Spatial birth-death swap chains

TL;DR

This paper introduces swap moves in spatial birth-death Markov chains, which improve mixing times and enable efficient perfect sampling for repulsive spatial point processes like the Strauss process.

Contribution

It extends traditional birth-death chains by adding move transitions, allowing for faster mixing and broader applicability in perfect sampling algorithms.

Findings

Swap moves significantly reduce mixing times.

Application to Strauss process demonstrates improved efficiency.

Method applicable to pairwise interaction models with repulsion.

Abstract

Markov chains have long been used for generating random variates from spatial point processes.

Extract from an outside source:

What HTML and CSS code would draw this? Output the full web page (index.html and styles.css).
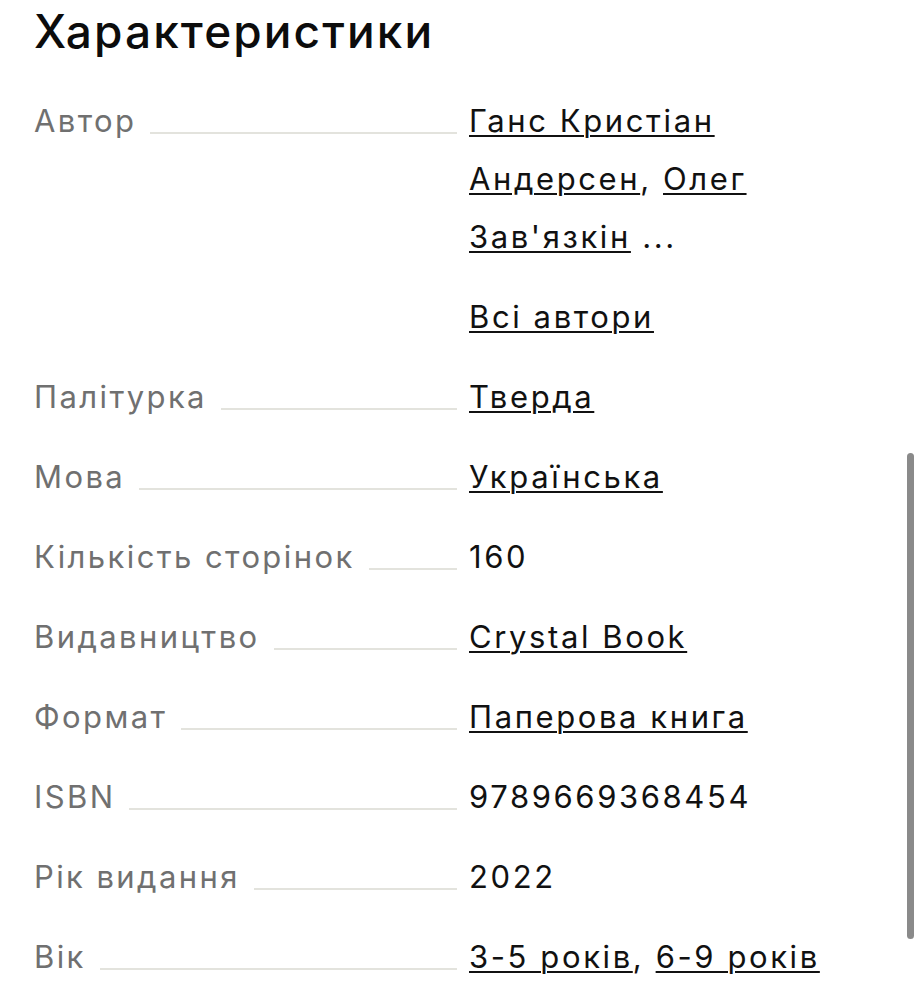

Broadly speaking, these chains fall into two categories: Metropolis-Hastings type chains running in discrete time and spatial birth-death chains running in continuous time. These birth-death chains only allow for removal of a point or addition of a point. In this paper it is shown that the addition of transitions where a point is moved from one location to the other can aid in shortening the mixing time of the chain. Here the mixing time of the chain is analyzed through coupling, and use of the swap moves allows for analysis of a broader class of chains. Furthermore, these swap moves can be employed in perfect sampling algorithms via the dominated coupling from the past procedure of Kendall and M{\o}ller. This method can be applied to any pairwise interaction model with repulsion. In particular, an application to the Strauss process is developed in detail, and the swap chains are shown to be much faster than standard birth-death chains.